== PROBLEM STATEMENT ==
Which lines hold the string "styles"? Copy every one of them.
* Start DATASET SECTION *
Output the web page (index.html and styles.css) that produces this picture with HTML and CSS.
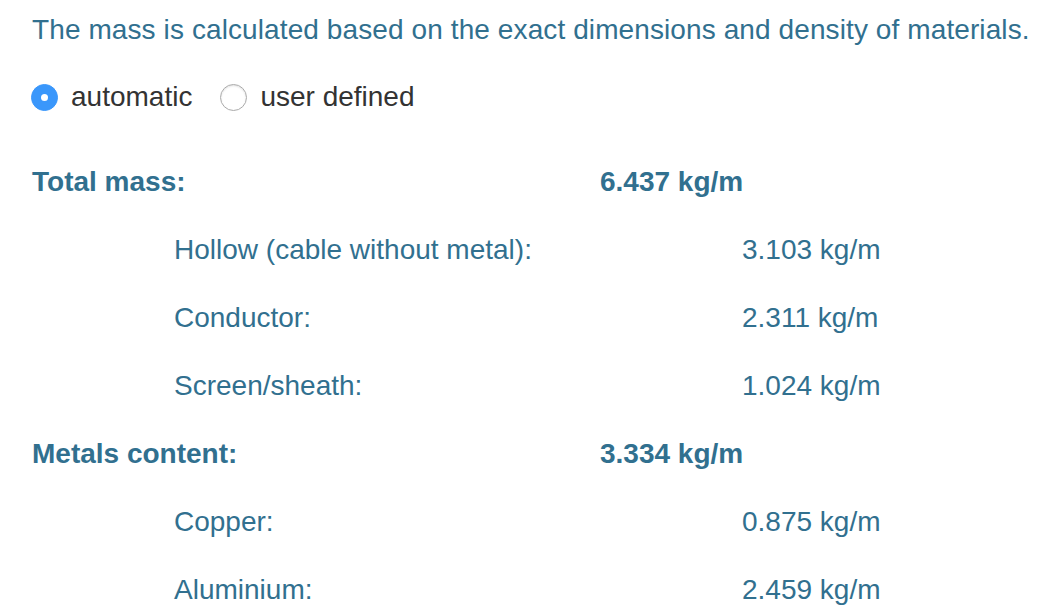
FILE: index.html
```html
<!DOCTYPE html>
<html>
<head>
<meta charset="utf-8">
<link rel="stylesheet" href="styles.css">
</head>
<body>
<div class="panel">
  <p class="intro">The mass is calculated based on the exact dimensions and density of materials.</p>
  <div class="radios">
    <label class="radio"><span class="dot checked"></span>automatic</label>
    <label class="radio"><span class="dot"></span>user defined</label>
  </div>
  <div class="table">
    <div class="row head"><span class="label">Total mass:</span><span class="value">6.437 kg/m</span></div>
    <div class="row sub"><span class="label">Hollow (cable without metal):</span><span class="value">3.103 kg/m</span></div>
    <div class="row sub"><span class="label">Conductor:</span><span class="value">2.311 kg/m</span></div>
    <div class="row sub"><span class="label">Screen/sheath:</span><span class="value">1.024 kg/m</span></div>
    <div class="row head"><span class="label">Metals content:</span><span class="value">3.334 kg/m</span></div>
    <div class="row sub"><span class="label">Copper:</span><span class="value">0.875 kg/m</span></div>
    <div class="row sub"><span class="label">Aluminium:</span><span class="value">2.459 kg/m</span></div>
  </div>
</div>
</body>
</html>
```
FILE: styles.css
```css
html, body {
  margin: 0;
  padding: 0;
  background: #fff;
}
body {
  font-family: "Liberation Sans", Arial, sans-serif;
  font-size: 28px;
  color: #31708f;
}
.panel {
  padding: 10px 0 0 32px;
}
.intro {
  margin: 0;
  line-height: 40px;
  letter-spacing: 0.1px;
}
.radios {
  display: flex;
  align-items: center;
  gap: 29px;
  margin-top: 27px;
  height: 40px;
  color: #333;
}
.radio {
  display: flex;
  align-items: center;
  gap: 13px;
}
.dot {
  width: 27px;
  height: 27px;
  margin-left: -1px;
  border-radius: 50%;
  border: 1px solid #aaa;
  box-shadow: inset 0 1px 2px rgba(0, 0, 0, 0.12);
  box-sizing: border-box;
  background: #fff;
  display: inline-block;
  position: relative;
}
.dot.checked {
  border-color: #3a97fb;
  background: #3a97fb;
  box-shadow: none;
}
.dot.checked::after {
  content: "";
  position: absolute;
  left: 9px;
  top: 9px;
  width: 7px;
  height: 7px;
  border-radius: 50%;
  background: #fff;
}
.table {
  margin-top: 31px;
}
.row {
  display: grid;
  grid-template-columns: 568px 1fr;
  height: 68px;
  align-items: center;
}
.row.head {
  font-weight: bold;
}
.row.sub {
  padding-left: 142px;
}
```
* End DATASET SECTION *
== REPLY ==
Output the web page (index.html and styles.css) that produces this picture with HTML and CSS.
<link rel="stylesheet" href="styles.css">
FILE: styles.css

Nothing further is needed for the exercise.